The more I study queer theory, the more I dislike notions of essentialism when it comes to gay and lesbian identity. I was listening to a discussion yesterday on Talk of the Nation and they were talking about the "biology of gaydar". The guest discussed the "fact" that left-handed people are 50% more likely to be gay or lesbian, that the whorl on top of a person's head has been statisticized in gay men and the direction of the whorl has been shown to coincide with homosexuality—I can't remember whether the supposedly gay direction was clockwise or counter-clockwise. He also said that scientists now believe that homosexuality develops in utero, that the causes of homosexuality are some combination of both nature and culture.

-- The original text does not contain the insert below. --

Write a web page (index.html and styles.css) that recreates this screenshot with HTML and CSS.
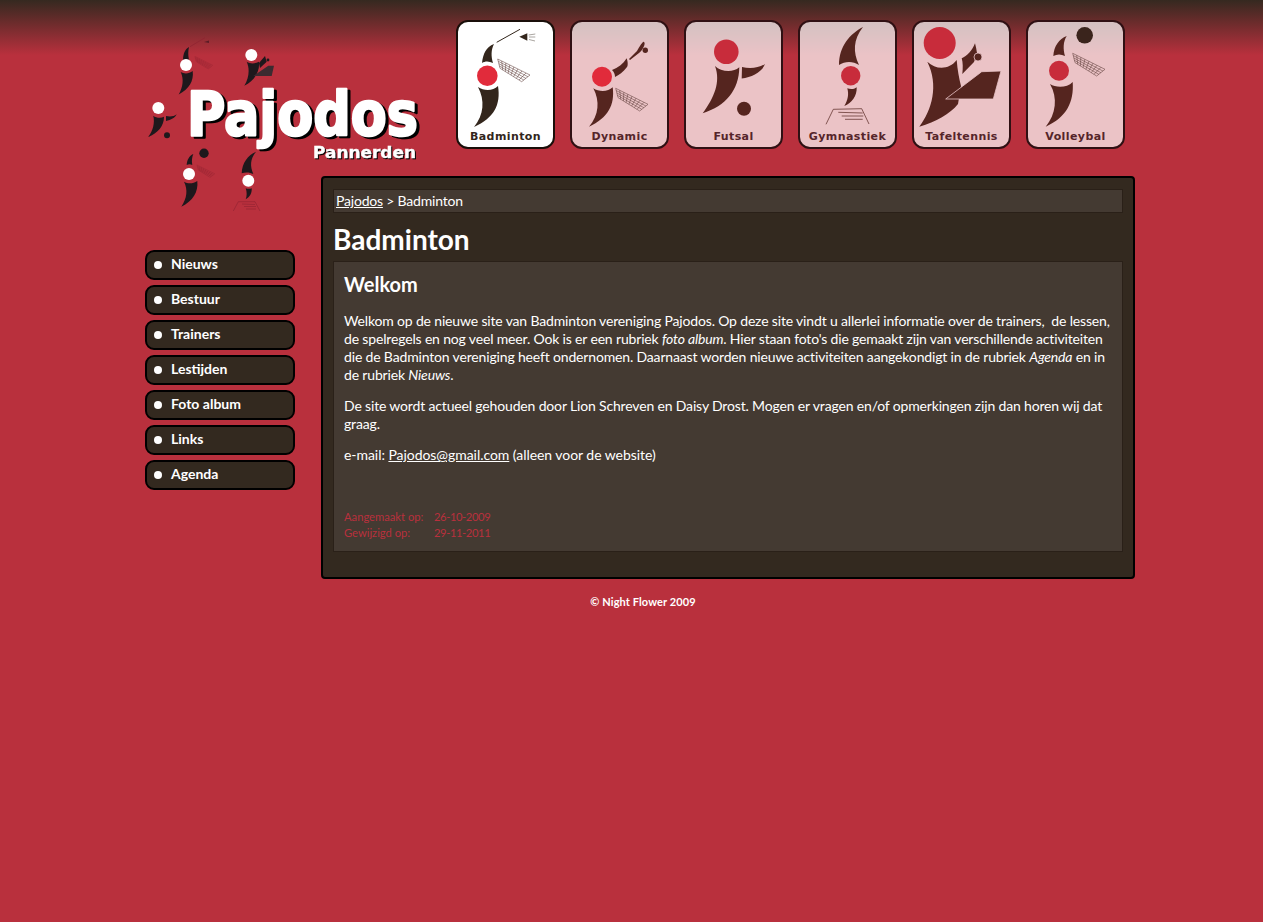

But I don't even understand why anyone is interested in this question other than some kind of homophobic notion of origins. If there is a gay gene and homosexuality is caused by some kind of genetic variation from normal heterosexuality, then homosexuality selectively removed from all culture, right? We can get rid of the gay gene. Why else look for it? But problems exist with the other argument, too. If homosexuality is learned behavior, somehow caused through culture, then homosexuality becomes a kind of choice or training. If it is a choice, then it doesn't need to be made by gay people and they can choose heteronormativity instead. If it is caused by inculturation or training of some sort, then homophobic (i.e. most) parents can modify their own behavior and train their children to be heteronormative. The worse part of the culture argument—it seems to me—is a notion of blame: it's the mother's fault (a Freudian explanation), it's the homosexual's fault, it's the gay community's fault, it's the fault of gay parents, it's the fault of society at large (the Falwell explanation).
But all of this essentialist talk effaces the history of homosexuality on the ground. Foucault tells us that homosexuality is a construction of the nineteenth century, hardly something that can be essentialized biologically. Indeed, heterosexuality only came into being in the nineteenth century. Further, if homosexuality is genetic then it must be a) transcultural, b) transnational, and c) transhistorical, none of which are possible. Studies of this kind also ignore the entire notion of the closet (a twentieth century construction), whereby people can hide (and also declare) their homosexuality. Like the old adage "99% of men masturbate and the other 1% are lying", we can't come anywhere near a comprehensive study of gayness or lesbianness when such a thing as the closet exists. People are not honest about their sexual habits, proclivities and desires (nor should they be).
The very definition of "gay" is a nebulous thing. Are gay people only attracted to people of the same sex? What if they were at one time attracted to someone of the opposite sex? Does that make them only partly gay? What about "straight" people? Shouild a heterosexual person who has at one time experienced desire for someone of her own sex be classified only as partly straight? Is there such a thing as pure straight or pure gay? What do these definitions give us? People are different from one another. The gender of a person's sexual object choice (itself something fluid, even in a single person) is just one form of difference between people. We need to embrace notions of difference and lose notions of gay essentialism. I don't understand what purpose they serve.